Cuando los dueños del lugar se enfermaron y él tenía que dejar la piecita que le prestaban, Mafalda decidió darle un refugio en su propiedad. Era uno más entre sus hijos. Pero algunos familiares temieron por esta "presencia ajena" y le colocaron una denuncia en el Juzgado. Allí todos estaban al tanto de la situación, por las gestiones que había realizado la mujer para ayudarlo. La defendieron, pero le aconsejaron evitar problemas.
Entonces, un primo de Mafalda le dio alojamiento y, al morir éste, volvió a su eterno pereguinar de propiedad en propiedad por La Arboleda. La mujer lo ayudaba en cuanto podía. Años atrás, lo buscó para regalarle un par de zapatillas y lo halló en total estado de abandono. Temiendo por su vida, decidió, junto a su nueva pareja, convertirse en los nuevos papá y mamá del tucumano.
Entonces, encaró en la Justicia la tramitación ya definitiva de su tutoría. Tras pasar ambos por una seguidilla de entrevistas psiquiátricas, informes de trabajadoras sociales, entre otros trámites, lograron el documento.

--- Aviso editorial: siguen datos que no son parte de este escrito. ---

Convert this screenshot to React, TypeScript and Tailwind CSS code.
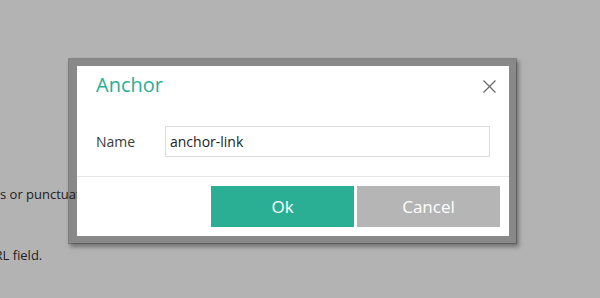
import React from "react";

export default function App() {
  const font = { fontFamily: '"Open Sans", "Noto Sans", sans-serif' };
  return (
    <div
      className="relative w-[600px] h-[298px] overflow-hidden bg-[#b3b3b3] text-[#222]"
      style={font}
    >
      <div className="pt-[184px] text-[13px] leading-[20px] whitespace-nowrap">
        <div>s or punctuation marks.</div>
        <div className="mt-[41px] -ml-[15px]">URL field.</div>
      </div>

      <div className="absolute left-[68px] top-[58px] w-[449px] h-[186px] border-[8px] border-l-[9px] border-black/[0.23] bg-white bg-clip-padding shadow-[2px_3px_4px_rgba(0,0,0,0.35)]">
        <div className="mt-[5px] h-[28px] flex items-center justify-between pl-[19px] pr-[13px]">
          <span className="text-[20px] leading-[28px] text-[#2aae94]">Anchor</span>
          <svg width="13" height="13" viewBox="0 0 13 13" className="mt-[2px]">
            <path d="M0.5 0.5 L12.5 12.5 M12.5 0.5 L0.5 12.5" stroke="#6b6b6b" strokeWidth="1.3" fill="none" />
          </svg>
        </div>
        <div className="mt-[27px] flex items-center pl-[19px] pr-[19px]">
          <span className="w-[69px] text-[14px] text-[#3a3a3a]">Name</span>
          <input
            readOnly
            defaultValue="anchor-link"
            className="flex-1 min-w-0 h-[31px] border border-[#dcdcdc] px-[4px] text-[14px] text-[#222] outline-none"
            style={font}
          />
        </div>
        <div className="mt-[19px] h-px bg-[#e6e6e6]" />
        <div className="flex justify-end gap-[3px] pt-[9px] pr-[9px]">
          <button className="w-[143px] h-[41px] bg-[#2aae94] text-white text-[17px]" style={font}>
            Ok
          </button>
          <button className="w-[143px] h-[41px] bg-[#b5b5b5] text-white text-[17px]" style={font}>
            Cancel
          </button>
        </div>
      </div>
    </div>
  );
}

"Es muy bueno pero no me está resultando fácil su crianza. Tiene caprichos de niño y hace terribles berrinches cuando se enoja", señala la mujer, quien contó que Salvador pasó tres días sin comer ni entrar a la casa cuando uno de sus hijos, que es profesor universitario en Estados Unidos, llegó a visitar a la familia.
No todos comprenden y hay quienes cuestionan su gesto solidario. Ella aprendió de sus padres que no es de buena persona mirar para otro lado cuando hay "hermanos" que sufren.
Recuerda su hogar paterno como un sitio por el que pasaban y eran criados miles de "ajenos" desprotegidos. "El otro día vino a saludarme un hombre y se emocionó al verme. Era un primo lejano al que los Giaquinta habían dado asilo junto a su madre y hermanos", relató.